Feature Request Idea: --original should give inode number

I was going to add this to the github but as per the template, I am discussing it here first.

The documentation for lsjson says that --original will "Show the ID of the underlying Object.". It seems to me that on *nix based platforms using the local file system, that would be the inode number. Would it be possible to have that be provided? Is there a windows equivalent? (I don't use windows)

Thanks

An inode is something related to a local file system and does not exist on storage so there isn't anything to map to as it's cloud storage not a local file system.

You'd be basically asking rclone to make up inode numbers.

I’m not. On other file systems it will show the original id like it says it does now with that flag. I’m asking the feature that exists for other systems to be implemented for local.

hi,
how would make sure of this feature, what is the use-case?

My main use case is for tracking files outside of rclone’s move tracking. But beyond that, it just feels more complete of an implementation of local file systems. Obviously, there are always minor differences between storages but why miss out on an opportunity to be closer to parity?

can you give a real world example of why this is needed?

I don't see why you'd use rclone on a local file system as I'd use a normal command on a local file system to get the inode if I needed the inode. I wouldn't use rclone at all.

rclone is my tool for any cloud based storage.

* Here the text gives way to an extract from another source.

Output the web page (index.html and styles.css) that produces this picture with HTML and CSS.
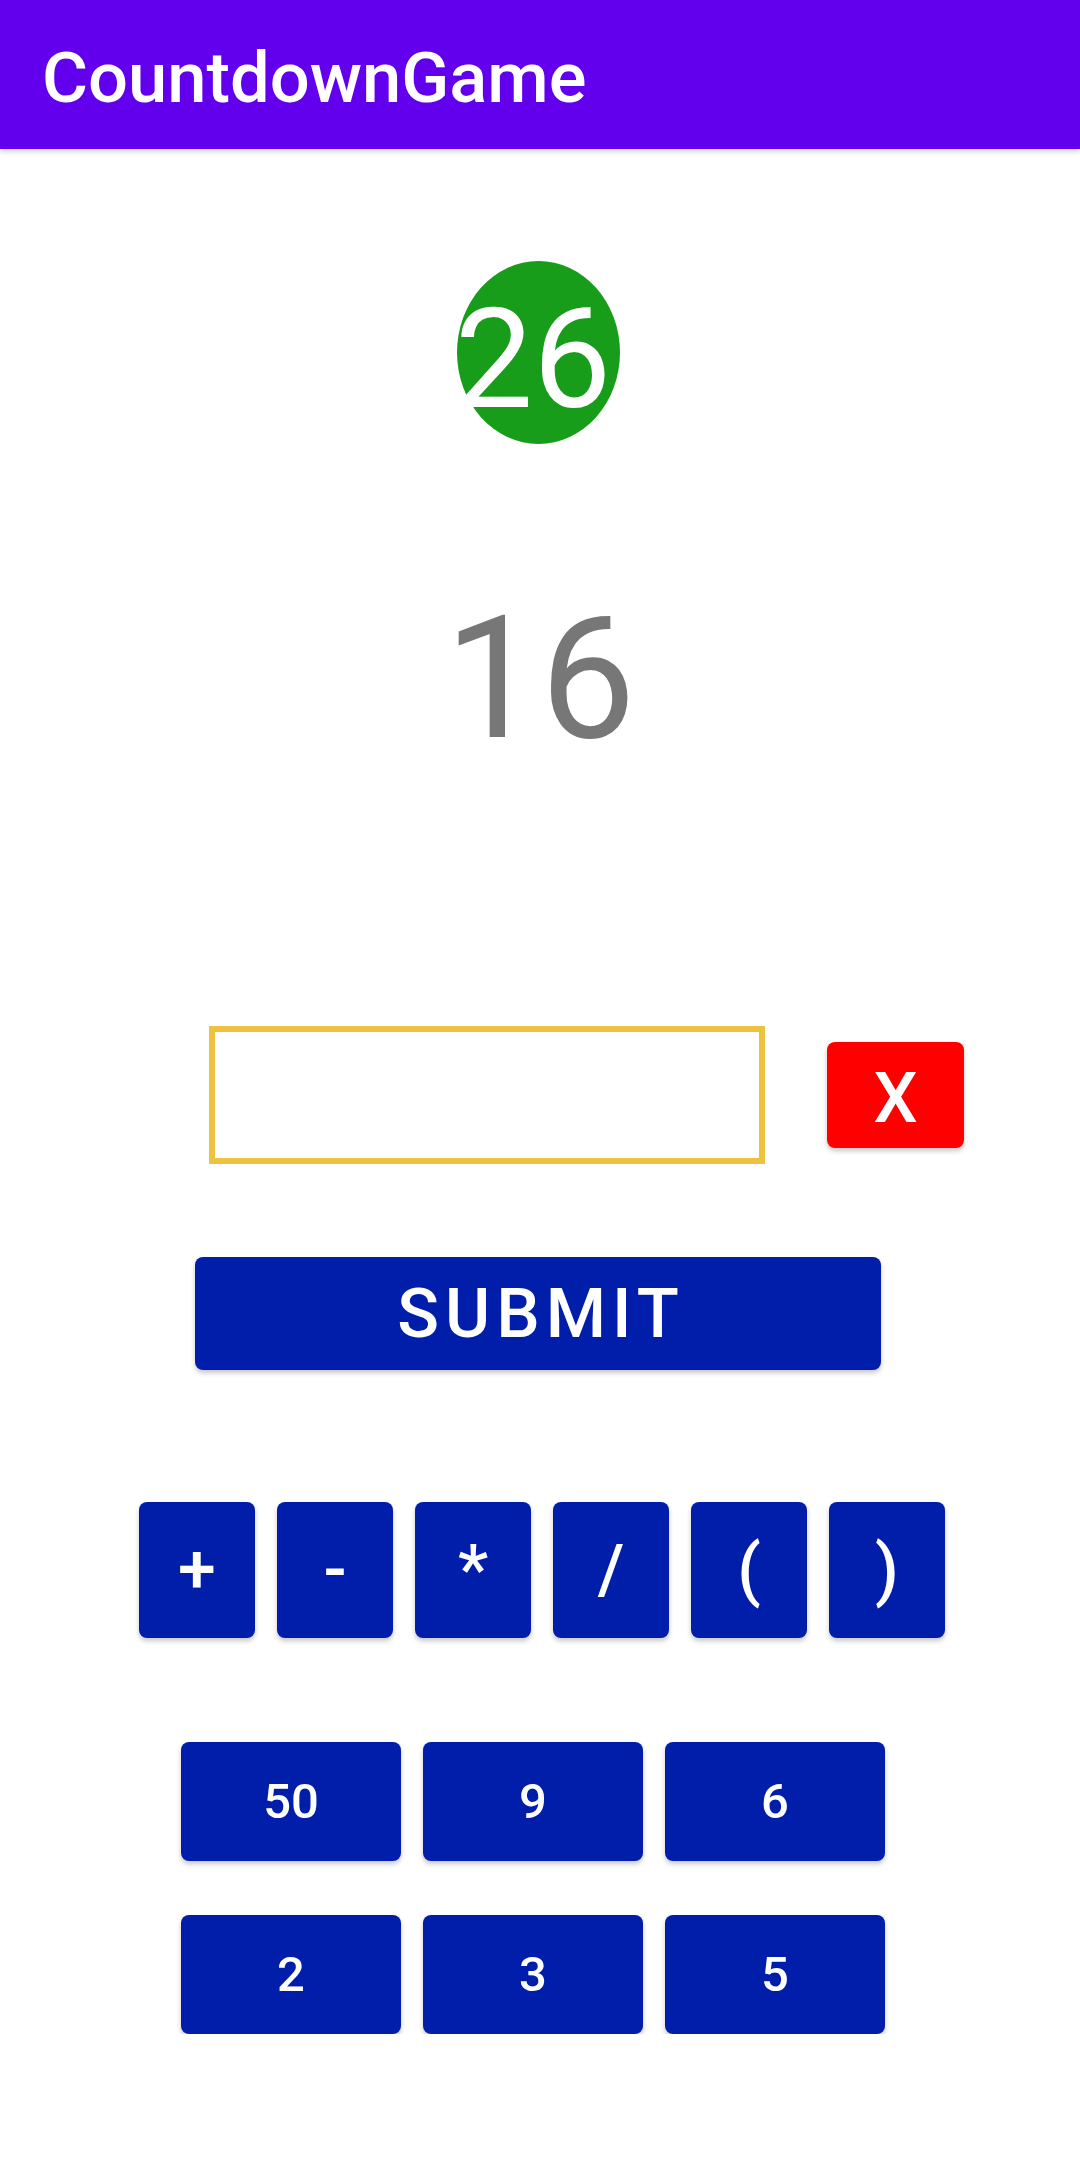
FILE: index.html
```html
<!DOCTYPE html>
<html>
<head>
<meta charset="utf-8">
<link rel="stylesheet" href="styles.css">
</head>
<body>
<header class="appbar"><span class="title">CountdownGame</span></header>
<main class="content">
  <div class="timer"><span class="timer-text">26</span></div>
  <div class="target">16</div>
  <div class="input-row">
    <div class="answer-box"></div>
    <button class="btn btn-clear">X</button>
  </div>
  <button class="btn btn-submit">SUBMIT</button>
  <div class="ops-row">
    <button class="btn btn-op">+</button>
    <button class="btn btn-op">-</button>
    <button class="btn btn-op">*</button>
    <button class="btn btn-op">/</button>
    <button class="btn btn-op">(</button>
    <button class="btn btn-op">)</button>
  </div>
  <div class="nums-grid">
    <button class="btn btn-num">50</button>
    <button class="btn btn-num">9</button>
    <button class="btn btn-num">6</button>
    <button class="btn btn-num">2</button>
    <button class="btn btn-num">3</button>
    <button class="btn btn-num">5</button>
  </div>
</main>
</body>
</html>
```
FILE: styles.css
```css
* { box-sizing: border-box; }
html, body {
  margin: 0;
  padding: 0;
  background: #ffffff;
  font-family: Roboto, "Noto Sans", sans-serif;
}
.appbar {
  height: 149px;
  background: #6200ee;
  display: flex;
  align-items: center;
  padding: 8px 0 0 42px;
  box-shadow: 0 2px 6px rgba(0,0,0,0.22);
  position: relative;
  z-index: 1;
}
.title {
  color: #ffffff;
  font-size: 70.5px;
  font-weight: 500;
  line-height: 1;
}
.content {
  display: flex;
  flex-direction: column;
  align-items: flex-start;
}
.timer {
  margin: 112px 0 0 457px;
  width: 163px;
  height: 183px;
  border-radius: 50%;
  background: #179d19;
  display: flex;
  justify-content: center;
  align-items: flex-start;
  padding: 29px 11px 0 0;
}
.timer-text {
  color: #ffffff;
  font-size: 139px;
  line-height: 1;
  font-weight: 400;
  white-space: nowrap;
}
.target {
  align-self: center;
  margin-top: 150px;
  font-size: 170px;
  line-height: 170px;
  height: 170px;
  color: #777777;
  font-weight: 400;
}
.input-row {
  margin: 262px 0 0 209px;
  display: flex;
  align-items: center;
  gap: 62px;
}
.answer-box {
  width: 556px;
  height: 138px;
  border: 6px solid #eec23f;
  background: #ffffff;
}
.btn {
  border: none;
  margin: 0;
  padding: 0;
  color: #ffffff;
  font-family: Roboto, "Noto Sans", sans-serif;
  font-weight: 500;
  display: flex;
  align-items: center;
  justify-content: center;
  border-radius: 8px;
  background: #011eab;
  box-shadow: 0 3px 5px rgba(0,0,0,0.22);
  line-height: 1;
}
.btn-clear {
  width: 137px;
  height: 106px;
  background: #fe0000;
  font-size: 70px;
  padding-top: 6px;
}
.btn-submit {
  margin: 93px 0 0 195px;
  width: 686px;
  height: 113px;
  font-size: 69px;
  letter-spacing: 6px;
  padding-left: 6px;
}
.ops-row {
  margin: 132px 0 0 139px;
  display: flex;
  gap: 22px;
}
.btn-op {
  width: 116px;
  height: 136px;
  font-size: 68px;
}
.nums-grid {
  margin: 104px 0 0 181px;
  display: grid;
  grid-template-columns: repeat(3, 220px);
  grid-auto-rows: 119px;
  column-gap: 22px;
  row-gap: 54px;
}
.btn-num {
  font-size: 49px;
}
```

I think this would be possible. Reading the inode number isn't particularly cross platform though so this would only work on unix-like platforms, unless Windows has some equivalent.

AFAIK the only way to get the inode is from a stat call so in order for this to be efficient yo'd want to cache the inode number in the local Object, or live with ID() calling stat each time.

To be truly unique you'd want to keep st_dev as well as st_ino as inode numbers can be re-used across file systems.

I'll talk you through this if you want to have a go at it?

First, let me say, I think your attitude of including and helping people is amazing! It's really cool.

But, I know absolutely no Golang. I do all of my coding in Python and, while I want to branch out soon, coding is not really my job; just the tool I use to do it. So it's been hard to find the time to learn.

Do you think it is something a complete novice (e.g. never even wrote "hello world") could do? What level of proficiency do you think I would need to try to implement this? It could be a good excuse to learn Golang but I also can't devote a ton of time.

:slight_smile:

If you are an experienced programmer it is pretty easy to get up to speed in Go. I recommend the go tour as a good starting point. Conceptually Go is a pretty simple language (think C rather than C++/rust) and that is the way google designed it so that it has a short onramp.

Take a look at the code in the local backend and see if it sorta makes sense, if so then I'd say go for it!